─── SUPPLIED MATERIAL ───

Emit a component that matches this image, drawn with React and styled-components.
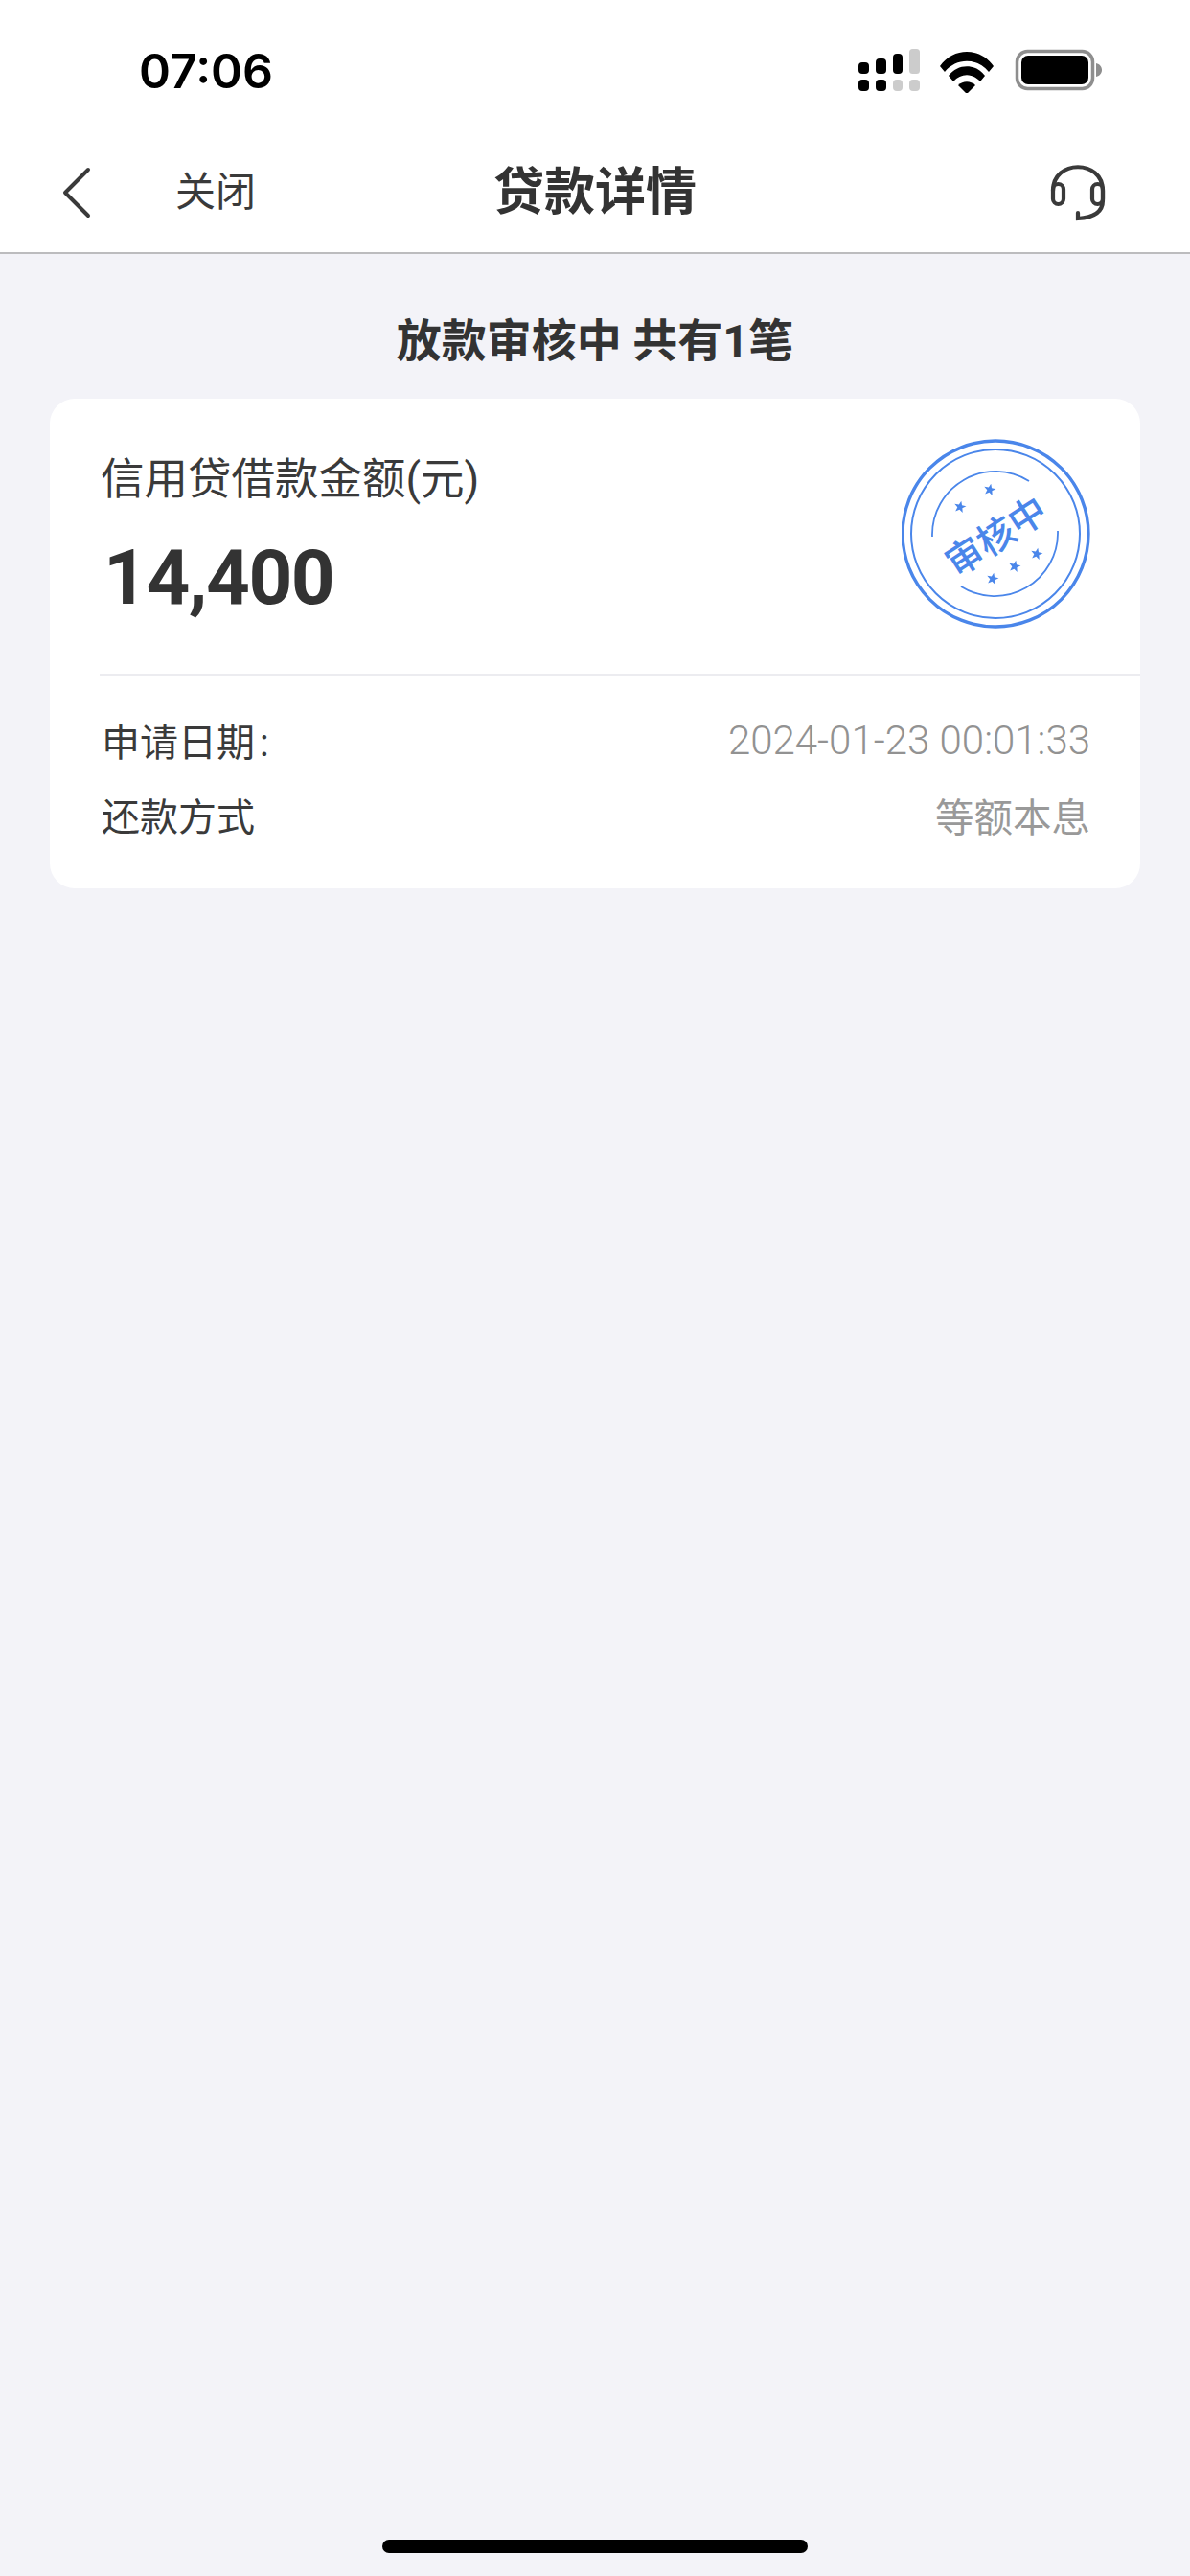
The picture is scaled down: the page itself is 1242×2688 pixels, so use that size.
import React from "react";
import styled, { createGlobalStyle } from "styled-components";

const GlobalStyle = createGlobalStyle`
  html, body {
    margin: 0;
    padding: 0;
    background: #f3f3f8;
  }
  * {
    box-sizing: border-box;
  }
`;

const cjk = `Roboto, "Noto Sans CJK SC", sans-serif`;

const Page = styled.div`
  position: relative;
  width: 1242px;
  height: 2688px;
  overflow: hidden;
  background: #f3f3f8;
  font-family: ${cjk};
  color: #333;
`;

const StatusBar = styled.div`
  height: 136px;
  background: #fff;
  display: flex;
  justify-content: space-between;
  align-items: flex-start;
  padding: 42px 92px 0 145px;
`;

const Time = styled.div`
  font-family: Inter, sans-serif;
  font-weight: 600;
  font-size: 50px;
  line-height: 64px;
  color: #000;
`;

const StatusIcons = styled.svg`
  display: block;
  margin-top: 9px;
`;

const Nav = styled.div`
  height: 129px;
  background: #fff;
  border-bottom: 2px solid #bcbcbe;
  display: grid;
  grid-template-columns: 1fr auto 1fr;
  align-items: center;
  padding: 2px 88px 0 88px;
`;

const NavLeft = styled.div`
  display: flex;
  align-items: center;
  gap: 88px;
  margin-left: -23px;
`;

const CloseText = styled.span`
  font-size: 42px;
  line-height: 60px;
  color: #3a3a3a;
`;

const Title = styled.div`
  font-size: 53px;
  font-weight: 700;
  line-height: 70px;
  color: #333;
`;

const NavRight = styled.div`
  display: flex;
  justify-content: flex-end;
`;

const Subtitle = styled.div`
  margin: 61px 0 30px;
  text-align: center;
  font-size: 47px;
  font-weight: 700;
  line-height: 60px;
  color: #333;
`;

const Card = styled.div`
  margin: 0 52px;
  background: #fff;
  border-radius: 26px;
  overflow: hidden;
`;

const CardHead = styled.div`
  height: 289px;
  margin-left: 52px;
  padding: 41px 49px 0 2px;
  border-bottom: 2px solid #ececf0;
  display: flex;
  justify-content: space-between;
  align-items: flex-start;
`;

const Label = styled.div`
  margin-top: 14px;
  margin-left: -1px;
  font-size: 45.5px;
  line-height: 60px;
  color: #3a3a3a;
`;

const Amount = styled.div`
  margin: 26px 0 0 2px;
  font-family: Roboto, sans-serif;
  font-weight: 700;
  font-size: 80px;
  line-height: 92px;
  letter-spacing: -1.5px;
  color: #333;
`;

const Stamp = styled.svg`
  display: block;
  flex: none;
  margin-top: 1px;
`;

const Rows = styled.div`
  padding: 28px 52px 38px 54px;
`;

const Row = styled.div`
  display: flex;
  justify-content: space-between;
  align-items: center;
  height: 78px;
`;

const RowLabel = styled.span`
  font-size: 40px;
  color: #3a3a3a;
`;

const Colon = styled.span`
  margin-left: 5px;
`;

const RowValue = styled.span`
  font-size: ${(p) => (p.$date ? "42px" : "40.5px")};
  font-weight: ${(p) => (p.$date ? 300 : 400)};
  color: ${(p) => (p.$date ? "#929292" : "#999")};
`;

const HomeBar = styled.div`
  position: absolute;
  left: 399px;
  top: 2650px;
  width: 444px;
  height: 14px;
  border-radius: 7px;
  background: #000;
`;

const BLUE = "#4a86ea";

const Star = ({ x, y, r = 6.5 }) => {
  const pts = [];
  for (let i = 0; i < 10; i++) {
    const rad = i % 2 ? r * 0.42 : r;
    const a = -Math.PI / 2 + (i * Math.PI) / 5 + 0.2;
    pts.push(`${(x + rad * Math.cos(a)).toFixed(2)},${(y + rad * Math.sin(a)).toFixed(2)}`);
  }
  return <polygon points={pts.join(" ")} fill={BLUE} />;
};

const StatusGlyphs = () => (
  <StatusIcons width="256" height="46" viewBox="0 0 256 46">
    {/* signal, two rows of bars */}
    <rect x="2" y="14" width="11" height="12" rx="4" fill="#000" />
    <rect x="20" y="10" width="11" height="16" rx="4" fill="#000" />
    <rect x="38" y="5" width="10" height="21" rx="4" fill="#000" />
    <rect x="55" y="0" width="11" height="26" rx="3.5" fill="#ccc" />
    <rect x="2" y="32" width="11" height="12" rx="4" fill="#000" />
    <rect x="20" y="32" width="11" height="12" rx="4" fill="#000" />
    <rect x="38" y="32" width="10" height="12" rx="4" fill="#ccc" />
    <rect x="55" y="32" width="11" height="12" rx="4" fill="#ccc" />
    {/* wifi */}
    <path d="M87 18 C101 -2 129 -2 143 18 L138 24 C126 9 104 9 92 24 Z" fill="#000" />
    <path d="M96 28 C106 15 124 15 134 28 L129 34 C121 25 109 25 101 34 Z" fill="#000" />
    <path d="M106 38 C111 33 119 33 124 38 L115 47 Z" fill="#000" />
    {/* battery */}
    <rect x="167.5" y="2.5" width="79" height="39" rx="11" fill="none" stroke="#8e8e8e" strokeWidth="3.5" />
    <rect x="172" y="7" width="70" height="30" rx="7" fill="#000" />
    <path d="M250 15 C254 16 256 19 256 22 C256 25 254 28 250 29 Z" fill="#8e8e8e" />
  </StatusIcons>
);

const BackIcon = () => (
  <svg width="30" height="54" viewBox="0 0 30 54" style={{ display: "block" }}>
    <path d="M27 3 L3 27 L27 51" fill="none" stroke="#3a3a3a" strokeWidth="4" strokeLinecap="round" strokeLinejoin="round" />
  </svg>
);

const HeadsetIcon = () => (
  <svg width="58" height="60" viewBox="0 0 58 60" style={{ display: "block" }}>
    <g fill="none" stroke="#3a3a3a" strokeWidth="4.2" strokeLinecap="round">
      <path d="M3 28 C3 -5 55 -5 55 28 L55 38 C55 50 46 56 29 57 L29 51" />
      <rect x="3" y="21" width="11" height="21" rx="5.5" />
      <rect x="44" y="21" width="11" height="21" rx="5.5" />
    </g>
  </svg>
);

const StampMark = () => (
  <Stamp width="200" height="200" viewBox="0 0 200 200">
    <circle cx="98" cy="99" r="97" fill="none" stroke={BLUE} strokeWidth="3.4" />
    <circle cx="98" cy="99" r="88" fill="none" stroke={BLUE} strokeWidth="2" />
    <path d="M32 102 A66 66 0 0 1 133 44" fill="none" stroke={BLUE} strokeWidth="1.8" />
    <path d="M163 96 A66 66 0 0 1 62 154" fill="none" stroke={BLUE} strokeWidth="1.8" />
    <Star x={92} y={53} />
    <Star x={61} y={71} />
    <Star x={141} y={120} />
    <Star x={118} y={133} />
    <Star x={95} y={146} />
    <text
      x="97"
      y="99"
      transform="rotate(-33 97 99)"
      textAnchor="middle"
      dominantBaseline="central"
      fontFamily='"Noto Sans CJK SC", sans-serif'
      fontSize="39"
      fontWeight="500"
      fill={BLUE}
    >
      审核中
    </text>
  </Stamp>
);

export default function App() {
  return (
    <Page>
      <GlobalStyle />
      <StatusBar>
        <Time>07:06</Time>
        <StatusGlyphs />
      </StatusBar>
      <Nav>
        <NavLeft>
          <BackIcon />
          <CloseText>关闭</CloseText>
        </NavLeft>
        <Title>贷款详情</Title>
        <NavRight>
          <HeadsetIcon />
        </NavRight>
      </Nav>
      <Subtitle>放款审核中 共有1笔</Subtitle>
      <Card>
        <CardHead>
          <div>
            <Label>信用贷借款金额(元)</Label>
            <Amount>14,400</Amount>
          </div>
          <StampMark />
        </CardHead>
        <Rows>
          <Row>
            <RowLabel>
              申请日期<Colon>:</Colon>
            </RowLabel>
            <RowValue $date>2024-01-23 00:01:33</RowValue>
          </Row>
          <Row>
            <RowLabel>还款方式</RowLabel>
            <RowValue>等额本息</RowValue>
          </Row>
        </Rows>
      </Card>
      <HomeBar />
    </Page>
  );
}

───

§ WHAT YOU HAVE TO DO:
Each line with the string "components" in it needs to be found and copied.

§ THE SOLUTION:
Emit a component that matches this image, drawn with React and styled-components.
import styled, { createGlobalStyle } from "styled-components";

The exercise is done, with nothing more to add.